This is What Life Feels Like After Burning Man
Finally after three long years of wanting to go, I made it to Burning Man.
Now, mind you, I had camped out on the playa two years ago after graduate school one amazing night under a full moon and even got to enjoy the often off-limits hot springs. That was bar none the most special night of my life as the playa is magical no matter if Burning Man takes place there or not.
But with that being said, I just spent the last seven days of my life living in harsh desert conditions, eating a quarter of the food I normally do–and for a hypoglycemic, that is a huge feat–showering only twice in seven days and not brushing my hair even once. And though covered in a fine mist of dust, I felt as if I had died and gone to heaven.
39,800+ people shared with me the most amazing experience I have ever encountered, and I can only now just begin to think about it or talk about it knowing I will not and cannot do it justice. My passion in life is to experience as much as possible and normally I can share them with people, but this was something different. Something that each and everyone one of us can do, see and feel differently. Someone once said to me, “Imagine trying to explain a rainbow to a blind person,” and that is exactly how difficult it is to explain Burning Man.
Though covered in a fine mist of dust, I felt as if I had died and gone to heaven.
All week long friends kept asking me what I thought and I would deadpan answer, “This place sucks. I wanna go home,” and then I would just laugh my ass off at the inane question and continue playing!
Sure, I can talk about the fact that it is the largest leave-no-trace event in the world. That it is about radical self-reliance and self-expression. That is the largest exhibition of art, living art and performance art that I have ever seen in my whole life and all of it takes place in the Black Rock Desert of Nevada.
That it is essentially an experimental community of like-minded individuals who refuse to stand by and just spectate but instead choose to participate in creating a temporary community to live and love and laugh for one week out of the year. Oh and then they burn an effigy of man! But can I tell you more than that? I can try, but I can’t do more than that really.
Will it remain this way? I don’t know yet. I wish I could just plug you into my memory bank to hear my stories, feel my experiences and see my image pool. Sadly, I could not even take pictures. Sure I took some but if you knew me, you’d understand the seriousness of that comment. I did not even pick up my media pass, which would have afforded me better opportunities to shoot.
Essentially, since I have returned, I feel like I am high but mostly numb, as if I am on a never-ending trip. You know you hear about people who get high and never really come back, well I wonder if this is what it feels like. I mean I can certainly function, though at a lower capacity than what I am used to, but I am fuzzy and groggy and feel almost exhausted by the simplest of thoughts and movements, which are made even more intense by the jolting, static, almost harsh movement of life around me here in the default world.
Will I ever gain a sense of normalcy back or will I just stare blankly and vacantly through tears from now on?

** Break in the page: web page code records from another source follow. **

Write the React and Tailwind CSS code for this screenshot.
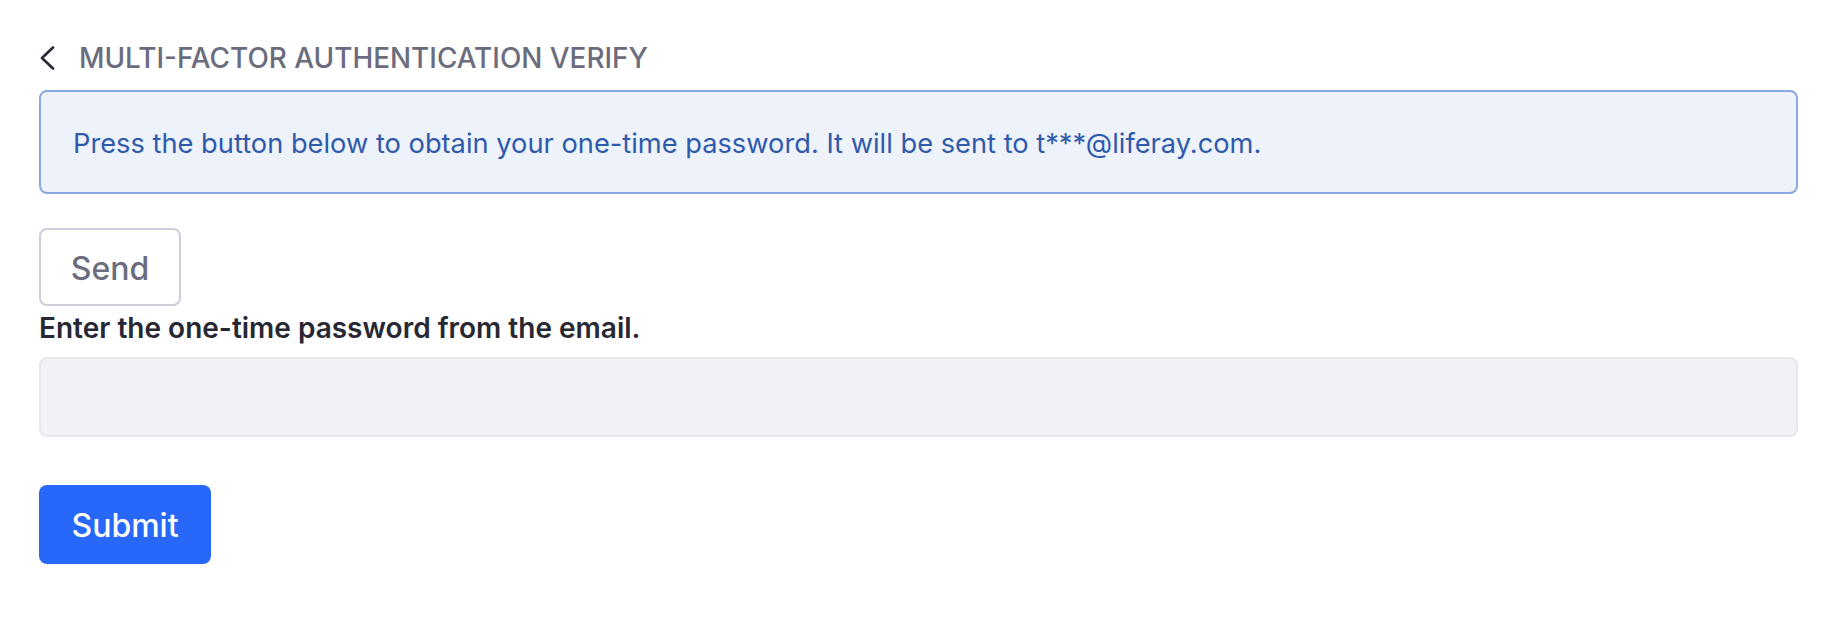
export default function App() {
  return (
    <div
      className="min-h-screen bg-white pl-[39px] pr-[50px] pt-[36px]"
      style={{ fontFamily: "Inter, 'Noto Sans', sans-serif" }}
    >
      <div className="flex h-[44px] items-center">
        <button type="button" className="flex h-[44px] w-[40px] items-center text-[#272833]">
          <svg width="16" height="24" viewBox="0 0 16 24" fill="none">
            <path d="M14 1.5 3 12l11 10.5" stroke="currentColor" strokeWidth="2.6" strokeLinecap="round" strokeLinejoin="round" />
          </svg>
        </button>
        <h1 className="pt-[1px] text-[27.9px] font-medium uppercase leading-none text-[#6b6c7e]">
          Multi-Factor Authentication Verify
        </h1>
      </div>

      <div className="mt-[10px] flex h-[104px] items-center rounded-[8px] border-2 border-[#89a7e0] bg-[#eef2fa] pl-[32px] pt-[3px]">
        <p className="text-[27.25px] leading-none text-[#2e5aac]">
          Press the button below to obtain your one-time password. It will be sent to t***@liferay.com.
        </p>
      </div>

      <button
        type="button"
        className="mt-[34px] h-[78px] w-[142px] rounded-[8px] border-2 border-[#cdced9] bg-white pt-[3px] text-[32px] font-medium text-[#6b6c7e]"
      >
        Send
      </button>

      <label className="mb-[8px] mt-[2px] block text-[28px] font-semibold leading-[41px] text-[#272833]">
        Enter the one-time password from the email.
      </label>
      <input
        type="text"
        className="block h-[80px] w-full rounded-[8px] border-2 border-[#e7e7ed] bg-[#f1f2f5] px-[32px] text-[27px] text-[#272833] outline-none"
      />

      <button
        type="button"
        className="mt-[48px] h-[79px] w-[172px] rounded-[8px] bg-[#2767f9] pt-[2px] text-[32px] font-medium text-white"
      >
        Submit
      </button>
    </div>
  );
}
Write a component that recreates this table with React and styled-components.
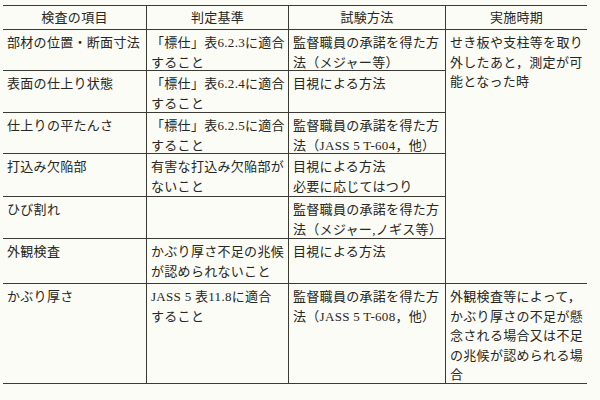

Right now I cannot seem to handle the speed of this world, which I have returned to. I can’t seem to talk, walk or drive at anywhere near the lightning fast speed that the rest of the world is moving at. Nor can I seem to find reasons as to why have I drained every bit of serotonin from my body. Am I that underwhelmed, as I heard someone say. Will I ever gain a sense of normalcy back or will I just stare blankly and vacantly through tears from now on?
Is this what they mean by decompressing? Is this what it feels like? Because I do feel very compacting inside my vessel, like extra pounds of pressure have been forced upon me and are aiming everything inward, making it difficult to look up, out or even articulate much less have control over my motor skills. Every movement, every thought, and every simple action is a laboriously fraught task.
Gone are the miles of smiles from strangers. Back are the downward glances and insincere gestures of strangers. I want back the innumerable hugs and kisses from strangers just for crossing their path! I want back the glowing demeanor of the tribe I left behind. Oddly enough, all week long people kept saying wholeheartedly to each other, “Welcome home!” But it is not until this very moment that I truly understand what they meant, and I finally feel it completely because, “This place sucks and I want to go home!”